By: Jason Whitby
Horrible 401k & still employed? Here are 4 options to improve your situation
Employees in the United States of America will soon be shocked to learn how much they pay in 401k fees. For boomers with large balances in a plan, high percentage fees translate into really big dollars. Consider a participant with $500,000 in their company’s 401k paying 2% in total fees translates into $10,000 a year, each year, causing a real drag on their nest egg. This is going to come as a real shock especially since most people believe they don’t pay any fees at all for their 401k. So if you just realized you are paying an arm and leg for your 401k, here are 4 potential ways to cut that bill in half, if not more.
Take the Money and Run
For many participants over the age of 55, the best option, if the plan allows, is doing an In-Service Withdrawal. This option allows the participant to transfer funds from the plan to an IRA rollover, preferably at a low-cost discount brokerage firm and completely escape the 401k plan all of its fees.
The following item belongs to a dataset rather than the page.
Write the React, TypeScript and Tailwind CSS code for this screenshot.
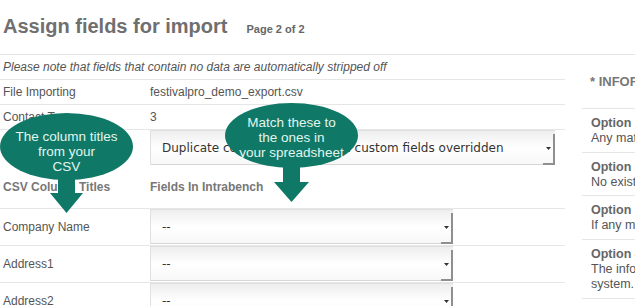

Additionally, IRA rollovers allow the participant greater flexibility in selecting investments which hopefully will translate into a more diversified portfolio consisting of the best investments with the lowest overall cost. The option to take an In-service withdrawal is plan specific so participants need to contact their provider to learn the caveats. For example, some plans allow participants to take an in-service withdrawal at 55 years of age while others require 59.5. Also, some plans freeze participants from making new contributions for a period of time after the in-service withdrawal so you have to know your plan’s rules and create a strategy to maximize your annual 401k contribution for the year. Other points to consider are that your new IRA rollover is not eligible for the Rule of 55. The Rule of 55 allows 401k participants older than 55 but younger than 59.5 to take withdrawals without incurring the 10% penalty, so you should avoid this option if you plan to take distributions prior to 59.5. On a final note, 401k plans allow for participants to be exempted from taking a required minimum distribution once they reach 70.5. This “still working exemption” does not apply to IRA rollovers so this option isn’t optimal for high income earners reaching 70.5 who plan to continue working and won’t need the money.
Look for an Opening
If you are under 55 and/or your plan doesn’t offer an in-service withdrawal, find out if your plan offers a Self Direct Brokerage account. This option is essentially a plan menu options which allows you to keep your money inside the 401k but transferring dollars into a brokerage account. While this option doesn’t allow you to escape plan costs, it can help you increase diversification, select better investments and hopefully to decide on low cost index funds. You need to weigh this increased flexibility with any additional administration, gateway and maintenance fees from the plan provider as well as brokerage commissions.
Make the best of the bad
If you are stuck, and no doubt many of you will be, your best option is likely to review your investment options and select only the lowest cost funds, most likely index funds. While you may need to give up some diversification inside your 401k, you should use your other investments outside your company’s plan to diversify, building a comprehensive portfolio integrating all your investable assets.
Rock the boat
If you are an activist and feel like picking up a good cause, you always can lobby your employer for a better plan. But be warned, there are often a lot of political, and somewhat unpleasant aspects to why plan sponsors select 401k providers. I’d strongly advise you to walk lightly and always remember that your employment most likely trumps any likely plan improvement you might achieve.